A university challenge

Posted on: 13 Oct 2015

Charlotte Avery, Head at St Mary’s School in Cambridge, discusses the recent revamps, a number of firms have taken, in the graduate selection process.

This summer the Social Mobility and Child Poverty Commission, the government's social mobility watchdog, released a report that found that the working classes are being steadily excluded from top jobs at the UK's biggest accounting firms. Of the ‘big four’ accounting firms, namely PwC, EY, Deloitte and KPMG, three have revamped their graduate selection processes.

Deloitte, the most recent firm to prevent “unconscious bias”, is working with diversity recruitment company Rare as part of a new 'contextualisation' process. Deloitte recruiters will not know where candidates went to school or university; instead an algorithm will take into account ‘contextual’ data (such as economic background and personal circumstances) alongside academic results. Critics however have suggested that this process is a form of social engineering and Alan Smithers, Professor of Education at Buckingham University, questioned whether the policy was the best way to spot real talent. David Sproul, Senior Partner and Chief Executive of Deloitte UK, said: “Improving social mobility is one of the UK’s biggest challenges. In order to provide the best possible service and make an impact with our clients, we need to hire people who think and innovate differently, come from a variety of backgrounds and bring a range of perspectives and experience into the firm.”

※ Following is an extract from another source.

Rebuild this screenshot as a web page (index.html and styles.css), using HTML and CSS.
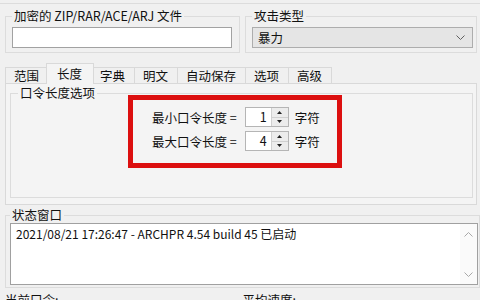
FILE: index.html
```html
<!DOCTYPE html>
<html lang="zh-CN">
<head>
  <meta charset="UTF-8">
  <title>ARCHPR</title>
  <link rel="stylesheet" href="styles.css">
</head>
<body>

<div class="topbar"></div>

<div class="top-row">
  <fieldset class="group group-file">
    <legend>加密的 ZIP/RAR/ACE/ARJ 文件</legend>
    <div class="input"></div>
  </fieldset>
  <fieldset class="group group-attack">
    <legend>攻击类型</legend>
    <div class="select">
      <span>暴力</span>
      <svg width="9" height="5" viewBox="0 0 9 5"><polyline points="0.5,0.5 4.5,4.5 8.5,0.5" fill="none" stroke="#606060" stroke-width="1"/></svg>
    </div>
  </fieldset>
</div>

<div class="tabs">
  <div class="tab">范围</div>
  <div class="tab active">长度</div>
  <div class="tab">字典</div>
  <div class="tab">明文</div>
  <div class="tab">自动保存</div>
  <div class="tab">选项</div>
  <div class="tab">高级</div>
</div>

<div class="panel">
  <fieldset class="group group-len">
    <legend>口令长度选项</legend>
    <div class="highlight">
      <div class="len-row">
        <span class="len-label">最小口令长度 =</span>
        <div class="spin">
          <span class="spin-value">1</span>
          <div class="spin-btns">
            <span class="spin-btn"><svg width="5" height="3" viewBox="0 0 5 3"><polygon points="2.5,0 5,3 0,3" fill="#222"/></svg></span>
            <span class="spin-btn"><svg width="5" height="3" viewBox="0 0 5 3"><polygon points="0,0 5,0 2.5,3" fill="#222"/></svg></span>
          </div>
        </div>
        <span>字符</span>
      </div>
      <div class="len-row">
        <span class="len-label">最大口令长度 =</span>
        <div class="spin">
          <span class="spin-value">4</span>
          <div class="spin-btns">
            <span class="spin-btn"><svg width="5" height="3" viewBox="0 0 5 3"><polygon points="2.5,0 5,3 0,3" fill="#222"/></svg></span>
            <span class="spin-btn"><svg width="5" height="3" viewBox="0 0 5 3"><polygon points="0,0 5,0 2.5,3" fill="#222"/></svg></span>
          </div>
        </div>
        <span>字符</span>
      </div>
    </div>
  </fieldset>
</div>

<fieldset class="group group-status">
  <legend>状态窗口</legend>
  <div class="log">
    <div class="log-text">2021/08/21 17:26:47 - ARCHPR 4.54 build 45 已启动</div>
    <div class="scrollbar">
      <svg width="9" height="5" viewBox="0 0 9 5"><polyline points="0.5,4.5 4.5,0.5 8.5,4.5" fill="none" stroke="#a8a8a8" stroke-width="1"/></svg>
      <svg width="9" height="5" viewBox="0 0 9 5"><polyline points="0.5,0.5 4.5,4.5 8.5,0.5" fill="none" stroke="#a8a8a8" stroke-width="1"/></svg>
    </div>
  </div>
</fieldset>

<div class="bottom-row">
  <span class="stat">当前口令:</span>
  <span class="stat">平均速度:</span>
</div>

</body>
</html>
```

FILE: styles.css
```css
body {
  margin: 0;
  background: #f0f0f0;
  color: #111;
  font-family: "Noto Sans CJK SC", "Noto Sans", sans-serif;
  font-size: 12.5px;
  overflow: hidden;
}

.topbar { height: 3px; border-bottom: 1px solid #dcdcdc; }

.group {
  margin: 0;
  min-width: 0;
  border: 1px solid #dcdcdc;
}
.group legend {
  padding: 0 2px;
  line-height: 16px;
}

.top-row { display: flex; gap: 5px; margin-top: 4px; padding-left: 5px; }
.group-file { width: 235px; box-sizing: border-box; padding: 3px 7px 4px 6px; }
.group-attack { width: 232px; box-sizing: border-box; padding: 3px 3px 4px 6px; }

.input {
  height: 21px;
  box-sizing: border-box;
  background: #fff;
  border: 1px solid #a2a2a2;
}
.select {
  height: 21px;
  box-sizing: border-box;
  background: #e5e5e5;
  border: 1px solid #adadad;
  display: flex;
  align-items: center;
  justify-content: space-between;
  padding: 0 7px 0 5px;
  line-height: 18px;
}

/* tabs */
.tabs {
  display: flex;
  align-items: flex-end;
  height: 20px;
  margin-top: 10px;
  padding-left: 6px;
}
.tab {
  height: 16px;
  line-height: 15px;
  padding: 0 9px 0 8px;
  border: 1px solid #d9d9d9;
  border-bottom: none;
  box-sizing: border-box;
  margin-left: -1px;
  background: #f0f0f0;
}
.tab.active {
  height: 21px;
  line-height: 19px;
  margin: 0 -2px -1px -3px;
  padding: 0 11px 0 10px;
  background: #f4f4f4;
  position: relative;
  z-index: 1;
}

.panel {
  margin: 0 3px 0 5px;
  border: 1px solid #d9d9d9;
  background: #f4f4f4;
  padding: 1px 3px 6px 4px;
}
.group-len { padding: 0 4px 29px 7px; }

.highlight {
  width: 214px;
  box-sizing: border-box;
  margin: -6px 0 0 110px;
  border: 5px solid #dc0f0f;
  padding: 7px 0 12px 19px;
  display: flex;
  flex-direction: column;
  gap: 4px;
}
.len-row { display: flex; align-items: center; height: 20px; }
.len-label { margin-right: 8px; }

.spin {
  display: flex;
  width: 44px;
  height: 20px;
  box-sizing: border-box;
  border: 1px solid #b5b5b5;
  background: #fff;
  margin-right: 6px;
}
.spin-value { flex: 1; text-align: right; padding-right: 4px; line-height: 18px; }
.spin-btns {
  width: 16px;
  display: flex;
  flex-direction: column;
  border-left: 1px solid #d0d0d0;
}
.spin-btn {
  flex: 1;
  display: flex;
  align-items: center;
  justify-content: center;
  background: #ececec;
}
.spin-btn + .spin-btn { border-top: 1px solid #d0d0d0; }

/* status */
.group-status { margin: 2px 0 0 5px; padding: 0 1px 2px 4px; }
.log {
  display: flex;
  height: 62px;
  box-sizing: border-box;
  border: 1px solid #a0a0a0;
  background: #fff;
}
.log-text { flex: 1; padding: 2px 5px; line-height: 16px; font-size: 12px; }
.scrollbar {
  width: 17px;
  display: flex;
  flex-direction: column;
  justify-content: space-between;
  align-items: center;
  padding: 8px 0 7px;
  background: #fafafa;
}

.bottom-row { display: flex; margin-top: 4px; padding-left: 5px; line-height: 16px; }
.stat { width: 243px; }
```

Deloitte’s announcement follows the changes imposed by EY earlier this year. The company scrapped its requirement for school graduate candidates to have the equivalent of three B grades at A Level or university graduate candidates to have a 2:1 degree, as there was “no evidence success at university correlates with achievement in later life”. PwC announced that it would also stop using A Level grades as a benchmark for selecting graduate recruits.

This may appear admirable but Deloitte will, of course, have little authority to impose this “concealment” on anyone other than their own recruitment teams and even then it will be hard to enforce since it will be easy enough to do background checks on the candidates coming forward even if the information is not printed on the application form.

The trend that our Head of Careers and Work Experience, Mrs Sarah Newbery, has seen over the past five years is that all accounting firms are looking for and encouraging school leavers to apply for top grade apprenticeships. Mrs Newbery said: “As long ago as 2010 the HR manager of one local firm of accountants went so far as to say that the firm actually preferred to take 18 year old school leavers who they could train on the job because, all too often, graduates arrived with an abstract academic approach to accountancy, which they were reluctant to relinquish to the more practical approach that is required ‘at the coalface’. So, time had to be spent ‘undoing’ and/or ‘unlearning’ impractical theories and then learning afresh with a different approach.”

The big four accounting firms recruit at graduate age as well as school leaver age and the career opportunities are both equal and excellent for candidates entering the profession at either stage. Our own alumna, Flo Barrett, in her third year of apprenticeship, is destined for great things with EY having joined the EY School Leaver Programme.

We should also pay homage to the skills that employers are truly seeking out in today’s candidates. Focusing on life skills rather than whether or not a student went to a Russell Group university is worth a moment of thought. Concerns raised by the Confederation of British Industry (CBI) research, which highlighted a lack of key workplace skills in young university recruits, demonstrate quite clearly that we should be focusing on the Top Ten Employee Skills, as recommended by the organisation. Teamwork, leadership, communication and creativity are all life skills which students should gain throughout their school and university careers.

Two years ago, at a meeting of business leaders, the Prince of Wales commented that “our educational system is not giving young people the ‘character’ they need to survive in the real world”. These “soft skills: the talents that business gurus have pinpointed as the modern workplace’s most sought-after qualities”, can in fact be taught in schools, as we do – you just need to go about it the right way. The value placed on intangible qualities such as communication, self-awareness and resilience is over-taking exam results when it comes to employability in my mind. Firms like Deloitte, EY and PwC should be looking at whether a candidate can hold a conversation; look someone in the eye; lead a presentation or create a fun and inspiring fundraising event from scratch, regardless of where they went to school or to university. If recruiters were to focus on these characteristics as a priority then these ‘new and improved’ graduate selection processes would be redundant; focus on the person not an institution’s name.